Californian Thistle weed file (rainbowbrown.co.nz)
I’ve heard farmers call them Calis. In their company, I’d slip into the lingo easily enough: “Great crop of Calis you’ve got there.” When June and I talk about our crop, it’s the long-winded sounding and long stemmed growing Californian thistle.
In my imaginings, you can take a more relaxed approach to a weed called Cali, like you can with an old acquaintance you’ve always called by his nickname.
It was a Southland farmer that first brought to the attention of researchers the observation that his Calis got knocked back more if he mowed them in the rain. In field trials:
… results showed that mowing when wet improved the control of Californian thistles by approximately 30% compared to dry mowing. … It is likely that mowing when wet spreads helpful diseases like vascular wilt (yellowing and wilting) and Californian thistle rust (orange/brown spores on the underside of leaves during late spring/summer).
californian-thistle-control-mowing-wet (beeflambnz.com)


Being a no spray man, that was good enough for me. I’ll scythe them when it’s dry if my ’roundtoit’ and a summer drought dictates, otherwise I’ll don my rain jacket, sharpen my scythe, and do some reaping of the non-grim kind. Don’t have to bother about the goats’ five acres though – they take care of that!
You want to get them before the miniscule seeds, made airborne on feathery parachutes, are taken on a puff of wind to colonise patches of bare earth; when the energy of the thistles is being used up pushing sugars to feed stems, flowers and developing seeds. You don’t want them recouping their energies and, job done above ground, feeding more sugars back down to feed those creeping root systems.
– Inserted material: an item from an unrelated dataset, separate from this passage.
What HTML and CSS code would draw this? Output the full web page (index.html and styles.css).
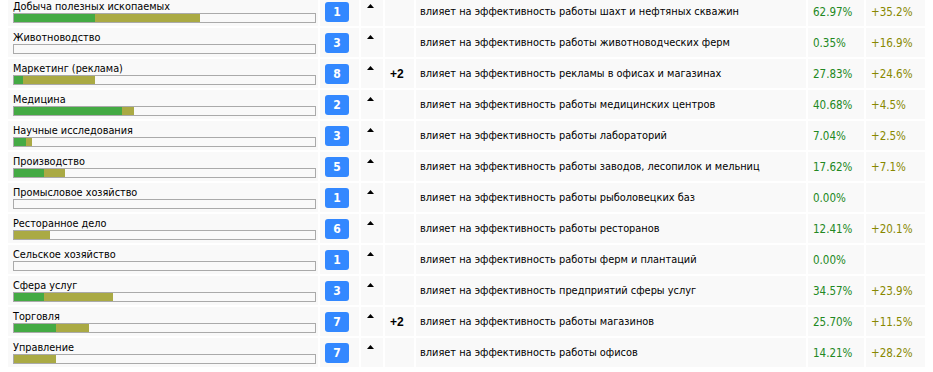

A big part of the problem is that, unlike all other thistles in New Zealand, they’re perennials: Instead of dying off after the growing season, they stay alive underground during winter and come up again the following spring.
They’re a problem sure enough, but as I said, it’s not a grim exercise: I enjoy it once I get out there and into a rhythm; Californian thistles and a good scythe are made for each other. By the time I get to them they have straight stems anywhere between half and one and a half metres in length; grass stalks suppressed by the thistles, the blade doesn’t snag and all in the path of a single sweep topple as one.


Topple as one also because a big patch may well be (or once was), a single plant! It’s so difficult to control because its creepy root is still alive through winter and new tops pop up the following spring. “Very troublesome” in a Massey University research paper is followed in earnest by:
Once a plant has established in pasture, it forms a patch of plants which are initially connected by the creeping root system, but these connections rot away in time. These patches of thistles eventually get larger over time if conditions are suitable for its growth.
Californian Thistle – Massey University
It’s starting to drizzle – better get out there and scythe this year’s crop. Not as an old white man going on about “very troublesome” Californian thistles the way you might go on about “the trouble with the youth of today”, but as an old white man kidding himself that he’s in control of his home patch.

That’s all on modern-day homesteading at Little Owl Gully till next Monday. Thanks for your company. Bye for now.